As can be seen from the survey of Swiss authorities that already publish data as linked data or plan to do so in the near future, the additional effort that is put into the preparation and linking of the data with other inventories is motivated by the fact that this will allow the data to be used as a source of information:
- an improved search in the holdings can be offered in the future (e.g. multilingual search in historical holdings of the Federal Archives; geolocalised search in holdings of the State Archives of Basel-City);
- new insights can be generated (e.g. linking of FOEN data holdings or information from the commercial register with statistical key figures from the FSO; integration of semantically enriched archive catalogues in research environments); and
- increasing transparency (e.g. tariff of Swiss electricity suppliers; data from electricity market monitoring).

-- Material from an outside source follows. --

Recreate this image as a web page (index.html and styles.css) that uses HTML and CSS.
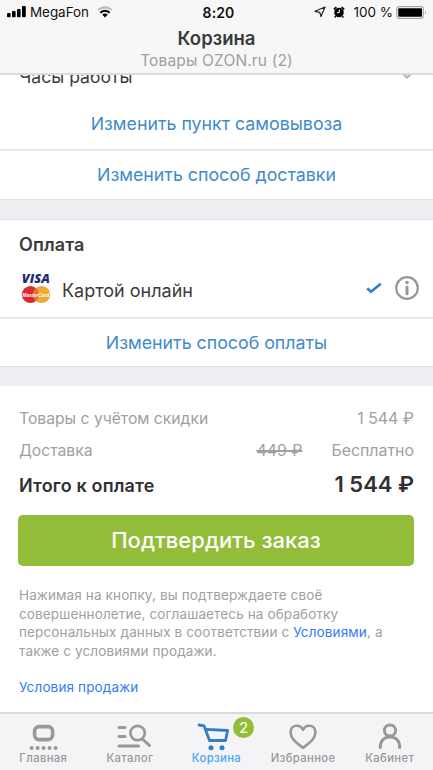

The tables above reflect the current status regarding the basic registers and vocabularies that should be made available as Linked Data with the highest priority from a user perspective. In the coming weeks, we will be seeking further input from the Swiss LOD community to add to the tables and the list of possible usage scenarios, so that we end up with a broadly supported and prioritised list of basic registers and vocabularies. In a next step, we will work through this list in dialogue with the data holders in order to take into account not only the dimension of the potential for use but also the evaluation criteria of “feasibility” and “willingness of the data holder” (see Estermann 2019). The result of this next step will be several data sets prepared for LOD, as well as an analysis of the challenges and hurdles with regard to the conversion of further data sets to Linked Data. Based on this analysis, recommendations for further action will then be formulated. The first part of the article has already been published.
- Estermann, B. (2019). “The central role of basic registers and norm data in breaking data silos”. In: SocietyByte, June-July 2019.